Clouds can play an important role in slowing global warming by reflecting energy back into space. As temperatures rise, clouds contain more liquid water and fewer ice crystals, making them brighter, meaning they reflect more sunlight.

The new research, however, suggests climate models have overestimated how much ice is in clouds, meaning less is available to be converted to liquid as temperatures rise.

“When carbon dioxide concentrations and temperatures rise, then mixed-phase clouds will increase their liquid water content,” said Ivy Tan, a PhD candidate at Yale University who led the research, which investigated common clouds that contain both ice and water. “Many models are overestimating how much ice is in the mixed-phase clouds.”

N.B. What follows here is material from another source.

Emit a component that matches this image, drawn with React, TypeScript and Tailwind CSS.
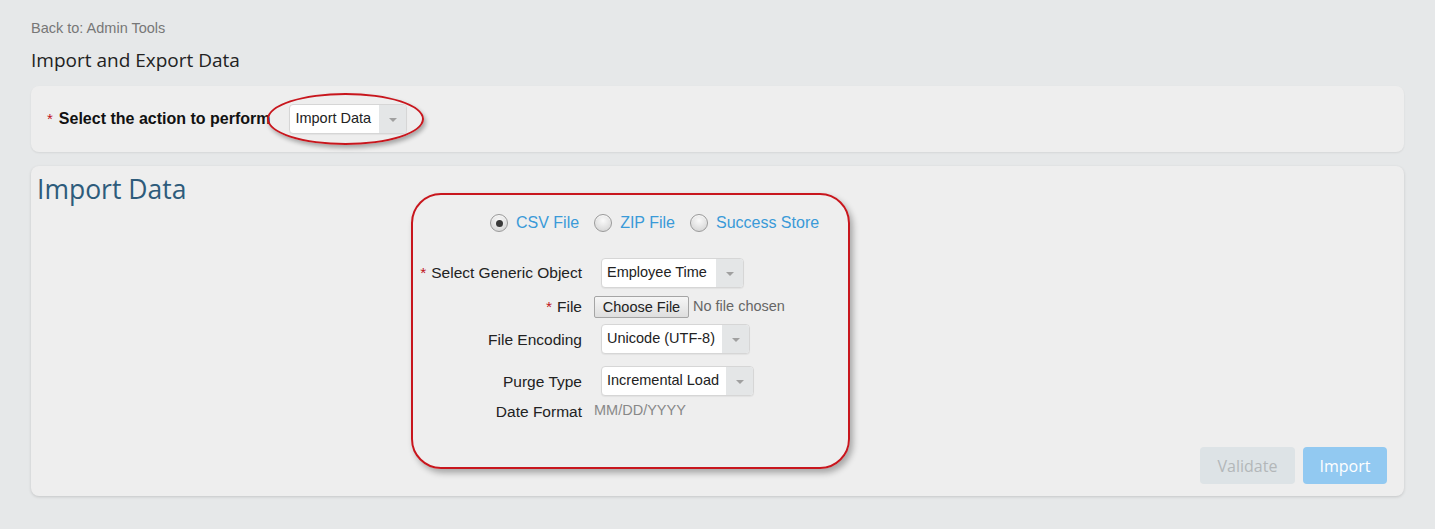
import { FC } from "react";

const arial = "font-['Liberation_Sans',Arial,sans-serif]";
const open = "font-['Open_Sans',sans-serif]";

interface SelectBoxProps {
  value: string;
  width: string;
}

const SelectBox: FC<SelectBoxProps> = ({ value, width }) => (
  <div
    className={`flex h-[30px] ${width} overflow-hidden rounded-[4px] border border-[#d6d6d6] bg-white shadow-[0_1px_1px_rgba(0,0,0,0.05)]`}
  >
    <div className={`flex flex-1 items-center pl-[5px] text-[14.5px] text-[#222] ${arial}`}>{value}</div>
    <div className="flex w-[27px] items-center justify-center bg-[#e4e6e7]">
      <span className="mt-[2px] h-0 w-0 border-x-[4px] border-t-[4px] border-x-transparent border-t-[#a0a0a0]" />
    </div>
  </div>
);

const Radio: FC<{ checked?: boolean; label: string }> = ({ checked, label }) => (
  <label className="flex items-center gap-[8px]">
    <span className="flex h-[18px] w-[18px] items-center justify-center rounded-full border border-[#9a9a9a] bg-[radial-gradient(circle_at_50%_35%,#fafafa,#cfcfcf)] shadow-[inset_0_1px_1px_rgba(255,255,255,0.8)]">
      {checked && <span className="h-[7px] w-[7px] rounded-full bg-[#3a3a3a]" />}
    </span>
    <span className={`text-[16px] text-[#3a9ad8] ${arial}`}>{label}</span>
  </label>
);

const FormLabel: FC<{ text: string; required?: boolean }> = ({ text, required }) => (
  <div className={`w-[169px] shrink-0 text-right text-[15.5px] text-[#222] ${arial}`}>
    {required && <span className="mr-[5px] text-[#c0141c]">*</span>}
    {text}
  </div>
);

export default function App() {
  return (
    <div className="min-h-[529px] bg-[#e6e8e9] px-[31px] pt-[19px]">
      <div className={`text-[14.5px] leading-[18px] text-[#777] ${arial}`}>Back to: Admin Tools</div>
      <h1 className={`mt-[11px] text-[19px] leading-[24px] text-[#222] ${open}`}>Import and Export Data</h1>

      {/* action select */}
      <div className="mt-[14px] flex h-[66px] items-center rounded-[8px] bg-[#eeeeee] pl-[16px] shadow-[0_1px_2px_rgba(0,0,0,0.08)]">
        <span className={`mr-[6px] text-[15px] text-[#c0141c] ${arial}`}>*</span>
        <span className={`text-[16px] font-bold text-[#111] ${arial}`}>Select the action to perform</span>
        <div className="relative ml-[19px]">
          <SelectBox value="Import Data" width="w-[118px]" />
          <div className="pointer-events-none absolute left-[-22px] top-[-11px] h-[52px] w-[157px] rounded-[50%] border-2 border-[#c8161d] shadow-[2px_3px_4px_rgba(0,0,0,0.3)]" />
        </div>
      </div>

      {/* import panel */}
      <div className="mt-[14px] flex items-end rounded-[8px] bg-[#eeeeee] pb-[12px] pr-[17px] shadow-[0_1px_3px_rgba(0,0,0,0.15)]">
        <div className="grid grid-cols-[374px_439px] pl-[6px]">
          <h2 className={`pt-[6px] text-[26.5px] leading-[34px] text-[#2d5b7b] ${open}`}>Import Data</h2>
          <div className="mb-[15px] mt-[27px] h-[276px] rounded-[30px] border-2 border-[#c8161d] pt-[19px] shadow-[3px_4px_6px_rgba(0,0,0,0.3)]">
            <div className="flex h-[18px] items-center gap-[15px] pl-[77px]">
              <Radio checked label="CSV File" />
              <Radio label="ZIP File" />
              <Radio label="Success Store" />
            </div>

            <div className="mt-[26px] flex items-center">
              <FormLabel text="Select Generic Object" required />
              <div className="ml-[19px]">
                <SelectBox value="Employee Time" width="w-[143px]" />
              </div>
            </div>

            <div className="mt-[7px] flex items-center">
              <FormLabel text="File" required />
              <button
                type="button"
                className={`ml-[12px] h-[22px] w-[95px] rounded-[2px] border border-[#a5a5a5] bg-[linear-gradient(#f6f6f6,#dedede)] text-[14.5px] text-[#222] ${arial}`}
              >
                Choose File
              </button>
              <span className={`ml-[4px] text-[14.5px] text-[#666] ${arial}`}>No file chosen</span>
            </div>

            <div className="mt-[6px] flex items-center">
              <FormLabel text="File Encoding" />
              <div className="ml-[19px]">
                <SelectBox value="Unicode (UTF-8)" width="w-[149px]" />
              </div>
            </div>

            <div className="mt-[12px] flex items-center">
              <FormLabel text="Purge Type" />
              <div className="ml-[19px]">
                <SelectBox value="Incremental Load" width="w-[153px]" />
              </div>
            </div>

            <div className="mt-[6px] flex h-[18px] items-center">
              <FormLabel text="Date Format" />
              <span className={`ml-[12px] text-[14.5px] text-[#888] ${arial}`}>MM/DD/YYYY</span>
            </div>
          </div>
        </div>

        <div className="ml-auto flex gap-[8px]">
          <button
            type="button"
            className={`h-[37px] w-[95px] rounded-[4px] bg-[#dde3e6] text-[16px] text-[#b3b7b9] ${open}`}
          >
            Validate
          </button>
          <button
            type="button"
            className={`h-[37px] w-[84px] rounded-[4px] bg-[#92c9f1] text-[16px] text-white ${open}`}
          >
            Import
          </button>
        </div>
      </div>
    </div>
  );
}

The repercussions of the findings, which were published Thursday in Science, could make it harder to hold warming to limits set during recent U.N. climate negotiations — but they’re being received cautiously by other climate scientists, with questions raised over the results of the analysis.

The coldest clouds are full of ice; the warmest are full of water. Modeling experiments by Tan and two other scientists focused on inbetweeners — mixed-phase clouds, such as undulating stratiform and fluffy stratocumulus clouds, which are abundant over the vast Southern Ocean and around the Northern Hemisphere north of New York.

For their study, the researchers used the NASA data to guide the modification of a popular Earth model. They added more liquid and less ice to the clouds in their model simulations, striving to create more realistic conditions.

Because there was less ice, cloud brightness increased more slowly than it did in the unmodified model, since fewer ice crystals were replaced with reflective liquid as temperatures warmed.

One of climate science’s great quests is to project how much Earth warms when carbon dioxide concentrations double — something known as climate sensitivity. When carbon dioxide levels were doubled in the modified model, temperatures rose by at least a quarter more than they did when the unmodified model was used — to at least 5 degrees Celsius, or 9 degrees Fahrenheit.

What the findings might actually mean for Earth will depend heavily on how much carbon dioxide, methane and other greenhouse gases yet gets billowed into the atmosphere, and how quickly. But the discovery suggests impacts from climate change will be worse, and that they will get worse more quickly than Earth models had previously indicated.

Original image replaced with Mashable logo
Original image has been replaced. Credit: Mashable

Isaac Held, a National Oceanic and Atmospheric Administration climate scientist, said he agreed with the researchers about the “the importance of getting the ice-liquid ratio in mixed-phase clouds right,” but he doesn’t agree that global climate models generally underestimate climate sensitivity.

The new findings underscore the urgency of taking steps to slash rates of greenhouse gas pollution

Based on past observations, Held, who was not involved with the study, said the climate sensitivity of 5 degrees Celsius or more shown by the new research may be implausible.

“Admittedly, it is a rather high estimate, which may reflect the fact that the model used is already on the sensitive side,” said Mark Zelinka, a cloud modeling expert at Lawrence Livermore National Laboratory who worked with Tan on the research. But, based on Zelinka’s interpretation of historical data, he said it “seems premature” to dismiss it as implausible.

Tan, meanwhile, said it would be a mistake to focus too closely on the exact number. The sensitivity result from the modeling experiments should be taken “with a grain of salt,” she said.

That’s because the study was based on a single model. A main point in conducting the experiments was to show that climate models contain a bias that could be corrected. The group hopes other scientists will conduct similar experiments using different models to help hone in on a more reliable measure of climate sensitivity.

Michael Mann, a meteorology professor at Penn State who was not involved with the study, said it’s “speculative” but “plausible” that global climate models have been underestimating climate sensitivity by assuming too much cloud glaciation.

“This is one of several recent studies that provide sobering evidence that Earth's climate sensitivity may lie in the upper end of the current uncertainty range,” Mann said in an email. “That means that avoiding dangerous 2 degrees Celsius warming might be an even greater challenge.”

The new findings underscore the urgency of taking steps to slash rates of greenhouse gas pollution, Mann said.

Carbon dioxide levels have risen more than 40 percent to 400 parts per million since before the Industrial Revolution, and they continue to rise at a hastening pace.

The increase in carbon dioxide levels recorded so far has played the most important role in pushing average global temperatures up by 1 degree Celsius (1.8 degrees Fahrenheit) during the last 200 years. That has worsened heat waves, floods and droughts, leading to record-breaking temperatures in 2014 and then again in 2015

A U.N. pact negotiated in Paris in December set a goal for limiting warming to well below 2 degrees Celsius. Plans by the world’s biggest polluters to protect the climate, including China, the U.S. and Europe, however, so far fall well short of the measures needed to achieve that goal.